O Estadão, jornal que virou uma espécie de voz do Brasil impressa, mais uma vez abusou do “chapabranquismo” e, sem medo de ser feliz, saudou a força política de Temer na Câmara em editorial. Assim como o procurador da República, o jornalão culpou as redes sociais e Janot por atrapalharem o bom andamento do governo Temer:
“…a lógica das redes sociais, cujo norte são a histeria e a produção profícua das famosas fake news, e pelo messianismo de alguns procuradores da República, que parecem dispostos a denunciar todos os políticos como corruptos. Quando a realidade da natural negociação política entre governo e Congresso Nacional se impõe, como no caso das articulações para rejeitar as denúncias contra Temer, essa lógica singela entra em parafuso.”
É a dancinha do Marun em forma de editorial. O jornal da família Mesquita considera uma “natural negociação política” arregaçar os cofres públicos para abafar uma investigação com graves indícios de corrupção contra o presidente. Aquele fervor de outrora, quando Dilma lançou mão da mesma estratégia para interromper o processo de impeachment, evaporou. O tom deste editorial de abril do ano passado mostra que a opinião dos Mesquita muda de acordo com quem está no poder:
“Num quarto de hotel, como se lá estivesse para encontros clandestinos, Lula tentou comprar a salvação de Dilma oferecendo cargos e verbas a deputados. Mas nem o talão de cheques do governo nem a célebre lábia de Lula tiveram serventia”
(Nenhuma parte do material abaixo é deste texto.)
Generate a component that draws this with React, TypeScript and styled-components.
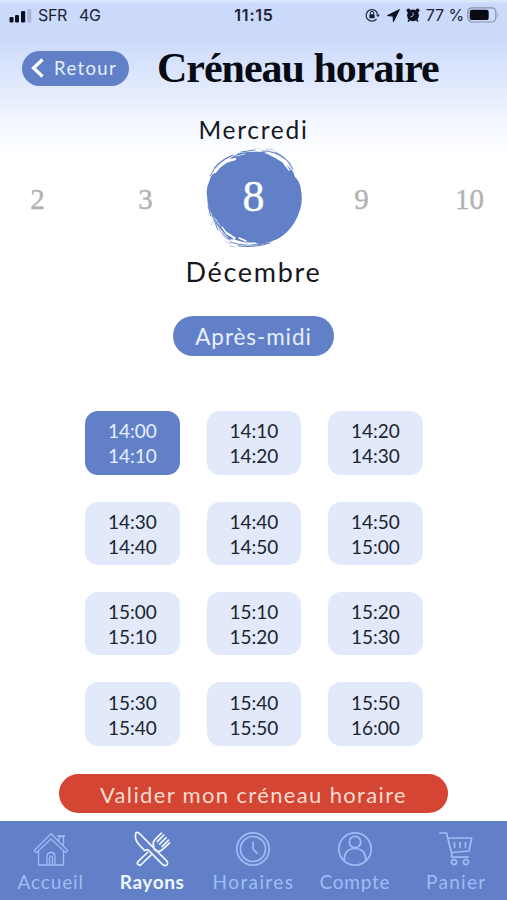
import React from "react";
import styled, { createGlobalStyle } from "styled-components";

const BLUE = "#6180c8";
const hand = `"Lato", "Open Sans", sans-serif`;
const serif = `"Liberation Serif", "DejaVu Serif", serif`;

const GlobalStyle = createGlobalStyle`
  * { box-sizing: border-box; }
  body { margin: 0; background: #fff; }
  button { border: 0; padding: 0; margin: 0; }
`;

const Screen = styled.div`
  width: 507px;
  height: 900px;
  display: flex;
  flex-direction: column;
  overflow: hidden;
  color: #161820;
  font-family: ${hand};
  background: linear-gradient(180deg, #d8e8fd 0, #d8e8fd 2px, #cad8fa 3px, #cddbfb 40px, #e3ebfd 90px, #f6f9ff 130px, #fff 158px);
`;

const StatusBar = styled.div`
  height: 30px;
  padding: 0 8px 0 9px;
  display: grid;
  grid-template-columns: 1fr auto 1fr;
  align-items: center;
  font: 400 16px/28px "Inter", sans-serif;
  color: #1b2236;
  white-space: pre;
`;

const StatusGroup = styled.div<{ $end?: boolean }>`
  display: flex;
  align-items: center;
  justify-content: ${(p) => (p.$end ? "flex-end" : "flex-start")};
`;

const Carrier = styled.span`
  margin-left: 6px;
  letter-spacing: -0.3px;
`;
const Network = styled.span`
  margin-left: 12px;
  letter-spacing: -0.4px;
`;
const Clock = styled.span`
  font-weight: 600;
  letter-spacing: 0.8px;
`;
const Percent = styled.span`
  margin: 0 3px 0 6px;
  letter-spacing: -0.1px;
`;
const StatusIcon = styled.svg<{ $gap?: number }>`
  flex: none;
  margin-left: ${(p) => p.$gap ?? 0}px;
`;

const Header = styled.header`
  height: 76px;
  display: flex;
  align-items: center;
  padding-left: 22px;
`;

const BackButton = styled.button`
  width: 107px;
  height: 35px;
  border-radius: 18px;
  background: ${BLUE};
  color: #e6efff;
  display: flex;
  align-items: center;
  padding-left: 9px;
  gap: 9px;
  font: 400 18.5px/34px ${hand};
  letter-spacing: 1.4px;
`;

const Title = styled.h1`
  margin: 0 0 0 28px;
  font: 700 42px/50px ${serif};
  letter-spacing: -1px;
  color: #080b14;
  white-space: nowrap;
`;

const DateLabel = styled.div<{ $size: number; $spacing: number; $height: number }>`
  height: ${(p) => p.$height}px;
  flex: none;
  text-align: center;
  font-size: ${(p) => p.$size}px;
  line-height: 48px;
  letter-spacing: ${(p) => p.$spacing}px;
`;

const DayStrip = styled.div`
  height: 99px;
  flex: none;
  display: grid;
  grid-template-columns: 75px 141px 75px 141px 75px;
  grid-template-rows: 99px;
  align-items: center;
`;

const Day = styled.div`
  text-align: center;
  font: 400 29px/40px ${serif};
  color: #b1b1b3;
  -webkit-text-stroke: 0.4px #b1b1b3;
`;

const SelectedDay = styled.div`
  display: grid;
  place-items: center;
  justify-content: center;
  grid-template: 99px / 98px;
  > * { grid-area: 1 / 1; }
`;

const SelectedNumber = styled.span`
  z-index: 1;
  padding-bottom: 3px;
  color: #fff;
  font: 400 44px/50px ${serif};
  -webkit-text-stroke: 0.4px #fff;
`;

const PeriodButton = styled.button`
  width: 161px;
  height: 40px;
  margin: 20px auto 0;
  flex: none;
  border-radius: 20px;
  background: ${BLUE};
  color: #e6efff;
  padding-top: 1px;
  font: 400 22.5px/39px ${hand};
  letter-spacing: 0.9px;
`;

const Slots = styled.div`
  display: grid;
  grid-template-columns: repeat(3, 94.5px);
  grid-auto-rows: 63.4px;
  gap: 27px;
  justify-content: center;
  margin-top: 55.2px;
  padding-left: 0.6px;
`;

const Slot = styled.button<{ $selected: boolean }>`
  border-radius: 13px;
  background: ${(p) => (p.$selected ? BLUE : "#e1e9fa")};
  color: ${(p) => (p.$selected ? "#e6efff" : "#20242e")};
  display: flex;
  flex-direction: column;
  align-items: center;
  justify-content: center;
  padding-top: 1px;
  font: 400 19px/25px ${hand};
`;

const Confirm = styled.button`
  width: 389px;
  height: 39px;
  margin: 28px auto 0;
  flex: none;
  border-radius: 20px;
  background: #d44533;
  color: #fbdcd0;
  padding-top: 1px;
  font: 400 22px/40px ${hand};
  letter-spacing: 1.35px;
`;

const TabBar = styled.nav`
  height: 79px;
  flex: none;
  margin-top: auto;
  display: grid;
  grid-template-columns: repeat(5, 1fr);
  background: ${BLUE};
`;

const Tab = styled.div<{ $active: boolean }>`
  color: ${(p) => (p.$active ? "#eef7ff" : "#9fbcf5")};
  padding-top: 9px;
  display: flex;
  flex-direction: column;
  align-items: center;
`;

const TabLabel = styled.span<{ $bold: boolean; $spacing: number }>`
  font-size: 19px;
  line-height: 27px;
  font-weight: ${(p) => (p.$bold ? 700 : 400)};
  letter-spacing: ${(p) => p.$spacing}px;
`;

const Brush = () => (
  <svg width="98" height="101" viewBox="0 0 98 101">
    <path
      fill={BLUE}
      d="M2 48Q1 40 4 34 6 26 11 23L20 15Q24 13 27 9L34 5Q47 3 60 4L66 8Q75 10 81 17 88 22 90 29 95 33 96 42 98 53 95 62 91 75 82 84 73 93 60 95L54 97 44 96 31 92 24 91 17 83 12 77 8 68 5 63Q2 56 2 48Z"
    />
    <g fill="none" stroke={BLUE} strokeWidth="1" strokeLinecap="round">
      <path d="M5 28Q12 14 28 7M9 20Q17 11 26 8M36 4 50 2M57 3Q68 2 80 11M70 4Q82 9 88 21M3 58 6 68M7 67 13 82M14 80Q18 88 25 92M25 94Q41 100 63 95M33 98Q50 100 65 95" />
      <path strokeWidth=".6" strokeOpacity=".65" d="M50 0h6M61 1l8 1M81 11l5 5M5 61l-1 6M8 74l-2 3M17 87l6 5M20 93l5 3M24 98l6 1M83 15l6 10" />
    </g>
    <g fill="none" stroke="#fff" strokeLinecap="round">
      <path strokeWidth="2.4" d="M10 24Q15 17 23 13L30 11" />
      <path strokeWidth="1.4" d="M68 8 78 14 84 22M75 11 82 17M17 79 22 86 30 90M21 84l6 4 3 5M28 93l10 2M34 90l7 3M43 96l7-1" />
      <path strokeWidth=".7" d="M14 18l7-5M31 8l9-2M60 5l9 2M10 70l5 8M14 80l3 4M39 94l14 2M8 26l5-5" />
    </g>
  </svg>
);

const line = { fill: "none", stroke: "currentColor", strokeWidth: 1.7, strokeLinecap: "round", strokeLinejoin: "round" } as const;

const icons = {
  home: (
    <g {...line} strokeWidth="1.3">
      <path d="m2.3 20.5 2.2 2.1L19 9l14.5 13.6 2.2-2.1L19 3.8ZM6.5 20.8V35H15V27q0-4.5 4-4.5t4 4.5v8h8.5V20.8M17.500 35v-7q0-1.800 1.500-1.800t1.500 1.800V35M15 35h8M27 10.500V6.500h4.500v8.200" />
      <path d="M26 6h6.500" />
    </g>
  ),
  cutlery: (
    <g {...line}>
      <path d="M3 2.8Q1 9 5.5 14l6 6.4 3.3-.7L30 34.8q3 1.8 4.500-.5.8-1.800-.8-3.500L6 3.200Q4.500 1.700 3 2.800Z" />
      <path d="m14.5 22.5-9.600 9.100q-1.200 1.900.2 3.100 1.500 1.200 3.100-.2l10-9.600M21 19l2.500 1.800q3.500 1.500 6.500-1.600l6.500-6.400M21 16.600q-2-4 1.100-7.300l6.300-6.100M30.800 5l-6.500 6.600M33.200 7.600l-6.500 6.600M35.500 10.200l-6.400 6.500" />
    </g>
  ),
  clock: (
    <g {...line}>
      <circle cx="19" cy="19" r="16.2" />
      <circle cx="19" cy="19" r="12.5" />
      <path d="M19 12v7.200l4 3.900" />
    </g>
  ),
  user: (
    <g {...line}>
      <circle cx="19" cy="19" r="16.2" />
      <circle cx="19" cy="12" r="5.7" />
      <path d="M8.300 30.500v-2.500Q9.500 18.500 19 18.500t10.700 9.500v2.500" />
    </g>
  ),
  cart: (
    <g {...line}>
      <path d="M3 3h6.500L15 25q-1.500 2 .5 2.200H31M10.700 8h24L32 21 14.200 22.500" />
      <path d="M17.500 12.500v5M23 12.500v5M28.500 12.500v5" />
      <circle cx="17" cy="32" r="2.500" />
      <circle cx="29" cy="32" r="2.500" />
    </g>
  ),
};

type IconName = keyof typeof icons;

const tabs: { label: string; icon: IconName; spacing: number }[] = [
  { label: "Accueil", icon: "home", spacing: 0.9 },
  { label: "Rayons", icon: "cutlery", spacing: 0.6 },
  { label: "Horaires", icon: "clock", spacing: 1.4 },
  { label: "Compte", icon: "user", spacing: 0.8 },
  { label: "Panier", icon: "cart", spacing: 1.3 },
];

const times = ["14:00", "14:10", "14:20", "14:30", "14:40", "14:50", "15:00", "15:10", "15:20", "15:30", "15:40", "15:50", "16:00"];

export default function App() {
  return (
    <Screen>
      <GlobalStyle />
      <StatusBar>
        <StatusGroup>
          <StatusIcon width="23" height="15" viewBox="0 0 23 15" fill="#0b1020">
            <rect x="0.5" y="9" width="4" height="5.5" rx="1.2" />
            <rect x="6" y="7" width="4" height="7.5" rx="1.2" />
            <rect x="12" y="3" width="4.2" height="11.5" rx="1.2" />
            <rect x="18.3" y="1" width="4" height="13.5" rx="1.2" fill="#a8b4d2" />
          </StatusIcon>
          <Carrier>SFR</Carrier>
          <Network>4G</Network>
        </StatusGroup>
        <Clock>11:15</Clock>
        <StatusGroup $end>
          <StatusIcon width="15" height="14" viewBox="0 0 15 14">
            <path d="M12.600 6A5.800 5.800 0 1 0 11.500 11" fill="none" stroke="#293149" strokeWidth="1.3" />
            <path d="M10.800 6.400h4.200L12.900 9.300Z" fill="#293149" />
            <rect x="4.4" y="6.2" width="5.2" height="4" rx=".6" fill="#151b2c" />
            <path d="M5.400 6.500V5a1.600 1.600 0 0 1 3.200 0v1.500" fill="none" stroke="#151b2c" />
          </StatusIcon>
          <StatusIcon $gap={7} width="13" height="13" viewBox="0 0 13 13">
            <path d="M12.400.5.5 6.600l5.600.5.3 5.600Z" fill="#0b1020" stroke="#0b1020" strokeLinejoin="round" />
          </StatusIcon>
          <StatusIcon $gap={6} width="14" height="14" viewBox="0 0 14 14" fill="#0b1020">
            <circle cx="7" cy="7.3" r="5.9" />
            <circle cx="2.5" cy="2.5" r="2" />
            <circle cx="11.5" cy="2.5" r="2" />
            <path d="M2 13.500 4 11M12 13.500 10 11" stroke="#0b1020" strokeWidth="1.5" />
            <path d="M7.200 4.500v3.200L4.500 9" fill="none" stroke="#d5dff9" strokeWidth=".8" />
          </StatusIcon>
          <Percent>77 %</Percent>
          <StatusIcon width="32" height="16" viewBox="0 0 32 16">
            <rect x=".8" y=".8" width="28" height="14.2" rx="4.2" fill="none" stroke="#8991a7" strokeWidth="1.2" />
            <rect x="2.7" y="2.7" width="19" height="10.4" rx="2.2" fill="#080b14" />
            <path d="M30.500 5.500q1.700 2.400 0 5Z" fill="#8991a7" />
          </StatusIcon>
        </StatusGroup>
      </StatusBar>

      <Header>
        <BackButton>
          <svg width="14" height="20" viewBox="0 0 14 20">
            <path d="M11.500 1.500 2.500 10l9 8.500" fill="none" stroke="#fff" strokeWidth="3.2" />
          </svg>
          Retour
        </BackButton>
        <Title>Créneau horaire</Title>
      </Header>

      <DateLabel $size={24.5} $spacing={1.7} $height={43}>Mercredi</DateLabel>
      <DayStrip>
        <Day>2</Day>
        <Day>3</Day>
        <SelectedDay>
          <Brush />
          <SelectedNumber>8</SelectedNumber>
        </SelectedDay>
        <Day>9</Day>
        <Day>10</Day>
      </DayStrip>
      <DateLabel $size={27} $spacing={1.7} $height={48}>Décembre</DateLabel>

      <PeriodButton>Après-midi</PeriodButton>

      <Slots>
        {times.slice(0, -1).map((start, i) => (
          <Slot key={start} $selected={i === 0}>
            <span>{start}</span>
            <span>{times[i + 1]}</span>
          </Slot>
        ))}
      </Slots>

      <Confirm>Valider mon créneau horaire</Confirm>

      <TabBar>
        {tabs.map(({ label, icon, spacing }) => (
          <Tab key={label} $active={icon === "cutlery"}>
            <svg width="38" height="38" viewBox="0 0 38 38">{icons[icon]}</svg>
            <TabLabel $bold={icon === "cutlery"} $spacing={spacing}>{label}</TabLabel>
          </Tab>
        ))}
      </TabBar>
    </Screen>
  );
}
Antes era compra de votos, hoje é uma “natural negociação política”. O Estadão se revolta quando votos são barganhados para impedir impeachment por pedaladas fiscais, mas acha muito natural que a mesma estratégia seja utilizada para proteger um presidente acusado de corrupção passiva e formação de quadrilha.
“Tudo está no seu lugar. Graças a Deus. Graças a Deus”. E assim, dançando e cantarolando, Michel Temer e sua turma vão caminhando para terminar seu mandato graças ao sucesso do Grande Acordo Nacional. Com compra de votos, com MBL, com Estadão, com tudo.